On a Bike and a Prayer

day 19. father Christmas visits the children of the Atlas

The trucks and buses came and went through the night and horns squawked and roused me from my dreams and sent me dreaming again.   We woke by 7.30am and were on our bikes by 9.00 for a hard day of climbing to Amoughar, over a kilometre vertically above us.

We stuffed chocolate biscuits and set off at a racing pace.   Taddert was fifteen gently climbing kilometres south amidst the tourist coaches and snap happy Dutch holiday makers.   Three kilometres outside Taddert I stopped at a fossil shop to await the others and incurred a rapid puncture which flattened my rear tyre in seconds.

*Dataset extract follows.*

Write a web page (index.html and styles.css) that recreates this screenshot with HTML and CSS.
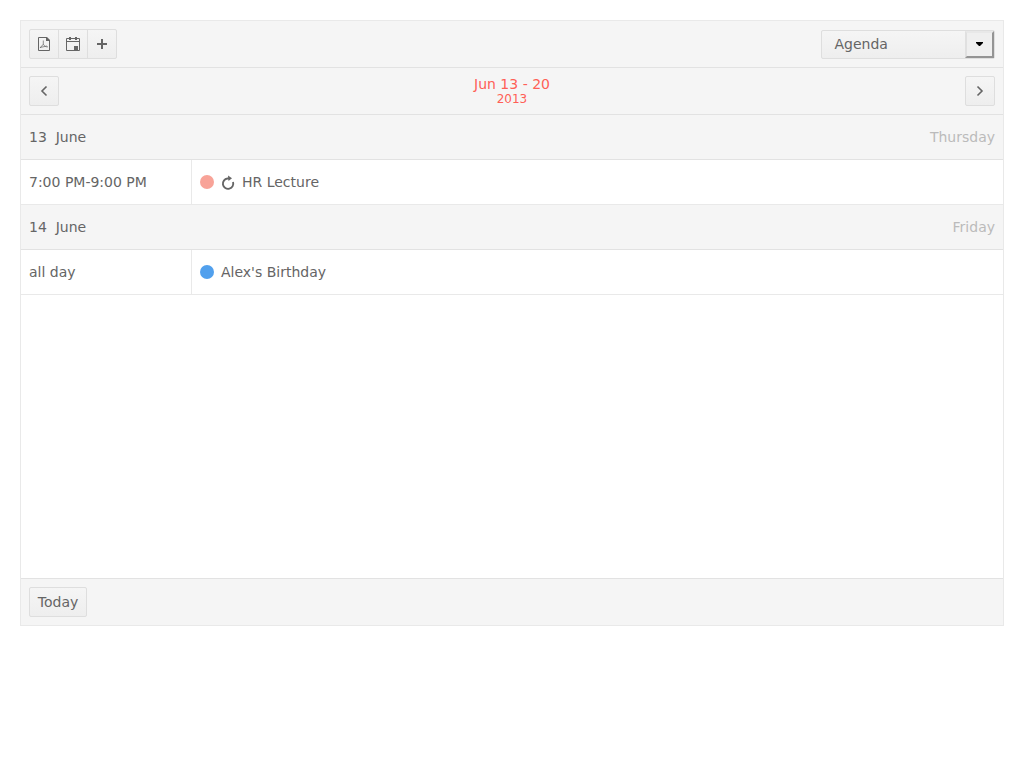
FILE: index.html
```html
<!DOCTYPE html>
<html lang="en">
<head>
<meta charset="utf-8">
<title>Scheduler</title>
<link rel="stylesheet" href="styles.css">
</head>
<body>
<main class="scheduler">
  <header class="bar">
    <div class="group">
      <button class="btn" aria-label="Export PDF">
        <svg class="icon" viewBox="0 0 16 16"><path d="M2.500 1.500H10.500V4.500H13.500V14.500H2.500Z" fill="none" stroke="#656565"/><path d="M10 1H11L14 4V5H10Z" fill="#656565"/><path d="M7.300 4.500V8.200L4 12M7.300 8.200C8.500 10.500 10 11 12 10.800M4 11.500L11 10" fill="none" stroke="#656565" stroke-width=".9" opacity=".8"/></svg>
      </button>
      <button class="btn" aria-label="Calendar">
        <svg class="icon" viewBox="0 0 16 16"><path d="M1.500 2.500H14.500V14.500H1.500ZM1 5.500H15" fill="none" stroke="#656565"/><path d="M4 1H6V4H4ZM10 1H12V4H10ZM9 10H13V14H9Z" fill="#656565"/></svg>
      </button>
      <button class="btn" aria-label="Add">
        <svg class="icon" viewBox="0 0 16 16"><path d="M8 3V13M3 8H13" stroke="#656565" stroke-width="2"/></svg>
      </button>
    </div>
    <div class="dropdown">
      <span class="dropdown-text">Agenda</span>
      <button class="dropdown-arrow" aria-label="Select view"><svg class="icon" viewBox="0 0 16 16"><path d="M5 6H12V7L9 10H8L5 7Z" fill="#000"/></svg></button>
    </div>
  </header>
  <nav class="bar">
    <button class="btn" aria-label="Previous"><svg class="icon" viewBox="0 0 16 16"><path d="M10.500 3.500L6 8L10.500 12.500" fill="none" stroke="#656565" stroke-width="1.600"/></svg></button>
    <div class="range"><span>Jun 13 - 20</span><small class="year">2013</small></div>
    <button class="btn" aria-label="Next"><svg class="icon" viewBox="0 0 16 16"><path d="M5.500 3.500L10 8L5.500 12.500" fill="none" stroke="#656565" stroke-width="1.600"/></svg></button>
  </nav>
  <section class="agenda">
    <div class="day"><span>13&nbsp; June</span><span class="weekday">Thursday</span></div>
    <div class="event">
      <div class="time">7:00 PM-9:00 PM</div>
      <div class="detail"><i class="dot lecture"></i><svg class="repeat" viewBox="0 0 14 16"><path d="M8.500 3.500H6.500A5.200 5.200 0 1 0 12 7" fill="none" stroke="#656565" stroke-width="1.900"/><path d="M7 0.500L11 3.200L7.500 6Z" fill="#656565"/></svg><span>HR Lecture</span></div>
    </div>
    <div class="day"><span>14&nbsp; June</span><span class="weekday">Friday</span></div>
    <div class="event">
      <div class="time">all day</div>
      <div class="detail"><i class="dot birthday"></i><span>Alex's Birthday</span></div>
    </div>
  </section>
  <footer class="bar footer"><button class="btn today">Today</button></footer>
</main>
</body>
</html>
```
FILE: styles.css
```css
* { box-sizing: border-box; }
body {
  margin: 20px;
  background: #fff;
  color: #656565;
  font: 14px/20px "DejaVu Sans", sans-serif;
}
.scheduler {
  display: flex;
  flex-direction: column;
  height: 606px;
  border: 1px solid #e9e9e9;
}
.bar {
  display: flex;
  flex: none;
  align-items: center;
  justify-content: space-between;
  height: 47px;
  padding: 0 8px;
  background: #f5f5f5;
  border-bottom: 1px solid #e2e2e2;
}
.footer {
  border-top: 1px solid #e2e2e2;
  border-bottom: 0;
}
.group { display: flex; }
.btn {
  display: flex;
  align-items: center;
  justify-content: center;
  width: 30px;
  height: 30px;
  padding: 0;
  color: inherit;
  font: inherit;
  background: linear-gradient(#f5f5f5, #eee);
  border: 1px solid #dedede;
  border-radius: 2px;
}
.group .btn { border-radius: 0; }
.group .btn + .btn { margin-left: -1px; }
.group .btn:first-child { border-radius: 2px 0 0 2px; }
.group .btn:last-child { border-radius: 0 2px 2px 0; }
.today { width: 58px; }
.icon {
  display: block;
  flex: none;
  width: 16px;
  height: 16px;
}
.dropdown {
  display: flex;
  width: 174px;
  height: 29px;
  margin-top: 1px;
  background: linear-gradient(#f5f5f5, #eee);
  border: 1px solid #dedede;
  border-radius: 2px;
}
.dropdown-text {
  flex: 1;
  padding-left: 12.5px;
  line-height: 27px;
}
.dropdown-arrow {
  display: flex;
  align-items: center;
  justify-content: center;
  width: 29px;
  padding: 0 1px 1px 0;
  background: #efefef;
  border: 2px solid;
  border-color: #e8e8e8 #949494 #949494 #e0e0e0;
}
.range {
  display: flex;
  flex-direction: column;
  align-items: center;
  color: #ff5f57;
  line-height: 16px;
}
.year {
  font-size: 12px;
  line-height: 14px;
}
.agenda { flex: 1; }
.day {
  display: flex;
  align-items: center;
  justify-content: space-between;
  height: 45px;
  padding: 0 8px;
  background: #f5f5f5;
  border-bottom: 1px solid #e2e2e2;
}
.weekday { color: #bbb; }
.event {
  display: flex;
  height: 45px;
  border-bottom: 1px solid #e9e9e9;
}
.time {
  width: 171px;
  padding: 12px 8px;
  border-right: 1px solid #e9e9e9;
}
.detail {
  display: flex;
  align-items: center;
  padding: 0 8px;
  gap: 7px;
}
.dot {
  width: 14px;
  height: 14px;
  border-radius: 50%;
}
.lecture { background: #f8a398; }
.birthday { background: #51a0ed; }
.repeat {
  width: 14px;
  height: 16px;
  margin-top: 2px;
}
```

The mend was awkward, on a join in the tube, and kept lifting off in the heat.   I managed to secure it long enough to reach Taddert, and on the invitation of a travelling Dutchman we sat in a shady garden and sipped tea.   He had been coming to Morocco for 18 years, had married here and now had a house in Marrakesh.   He flashed out pictures of the house and wife.   In 1962 he'd first visited the region to deal in rocks, or stones as he called them, to sell in Paris, Amsterdam and Bonn.   The market had collapsed in 1970, but he continued to visit Morocco each year, to stay with his many friends in the mountains.   His early travels had been by a large, ungainly vintage coach which he'd converted into a camper van.   He brandished pictures of the old bus proudly, with villages of beaming people standing infront of it, like children on a  school outing.   His bussing days were behind him though, and now with the wind in his hair, he cruised the tracks and roads of the Atlas on a chunky scooter which he kept in Marrakesh.   The orange scooter sat opposite us, and a large US army stuff sac lay like a pregnant green sea-elephant bungied to the back.   It was full of clothes for all the children and friends he stayed with along the way.

Like a tropical St. Nichollas on holiday he lumbered over with it and opened the draw string top.   Soon the little courtyard was full of brightly coloured children's clothes and shoes, Father Christmas in the middle beaming up from the jumble-sale pile in the dust.

We stayed in a small spotless hotel on the edge of town and slept and ate and mended punctures and rested in preparation for North Africa's highest surfaced road - the awesome Tizi-n-Tichka pass.